SMS Aggregator vs Traditional SMS: A Comprehensive Guide for the United Kingdom


In today’s fast paced business environment, communicating with customers through SMS is no longer a luxury but a baseline expectation. Traditional SMS services often force organizations to juggle multiple carriers, gateway providers, and fragmented workflows. An SMS aggregator offers a single, unified interface that ties together dozens of carrier routes, long codes, short codes, virtual numbers, and global reach. This guide provides an in depth, expert examination of how SMS aggregators operate, how they compare to legacy SMS services, and what business leaders in the United Kingdom should consider when selecting a partner. It also explains common terms in plain language, so teams can align technical and commercial decisions without getting lost in jargon.



What is an SMS aggregator and why it matters for your business


An SMS aggregator is a platform that connects your applications to a broad ecosystem of mobile operators across multiple countries through a single API and console. Instead of maintaining individual agreements with each carrier, you work with the aggregator who handles routing, compliance, and delivery from a central point. This arrangement creates several practical benefits for business customers:



  • Consolidated access to thousands of carrier routes and number pools, including long codes and short codes where allowed by local regulations.

  • Consistent APIs and message formats that simplify integration, monitoring, and troubleshooting.

  • Global reach with predictable performance, even for campaigns that span multiple regions or languages.

  • Centralized reporting, delivery receipts, and compliance tooling that reduce operational risk.


For buyers in the United Kingdom and broader Europe, an SMS aggregator also helps manage regional regulatory requirements, data protection expectations, and local routing peculiarities without the need for bespoke agreements in every country. The result is a more scalable, cost effective, and resilient communications program.



How SMS aggregation works: architecture and data flow


Understanding the architecture helps non technical stakeholders assess risk and make informed procurement decisions. At a high level, the typical flow looks like this:



  1. A business application constructs a message payload with content, recipient numbers, sender identity, and optional parameters such as delivery time and two way messaging enablement.

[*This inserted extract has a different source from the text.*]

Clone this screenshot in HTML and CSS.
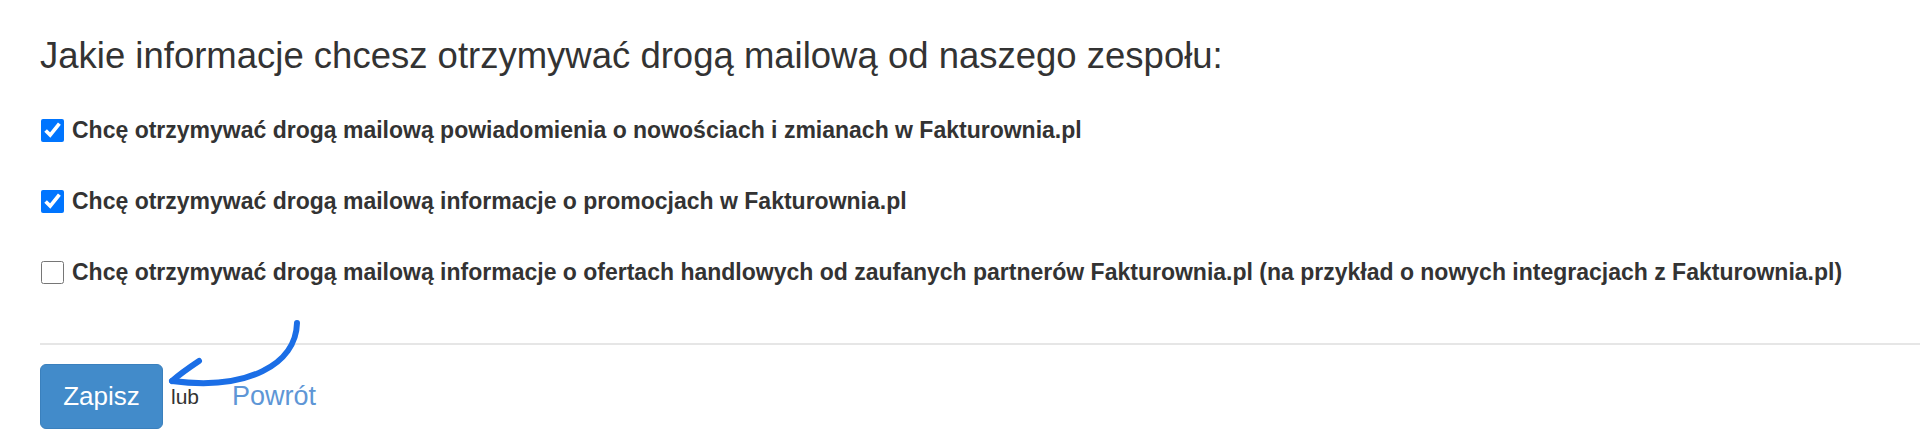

  2. The payload is sent to the SMS aggregator via a secure REST API or webhook integration.

  3. The aggregator analyzes routing options based on destination country, number type (long code vs short code), sender ID preferences, and current carrier performance.

  4. The system selects one or more carrier routes, applies business rules such as rate limits and opt‑in requirements, then forwards messages to the appropriate mobile operator networks.

  5. Delivery receipts, failure reasons, and latency metrics are streamed back to the originating application through callbacks or dashboards.


Key components you will encounter include a robust SMSC connector layer, load balanced gateway servers, a dynamic routing engine, and a programmable API layer. The architecture is designed to separate concerns: product teams focus on message content and user journeys, while network teams monitor carrier performance and compliance parameters.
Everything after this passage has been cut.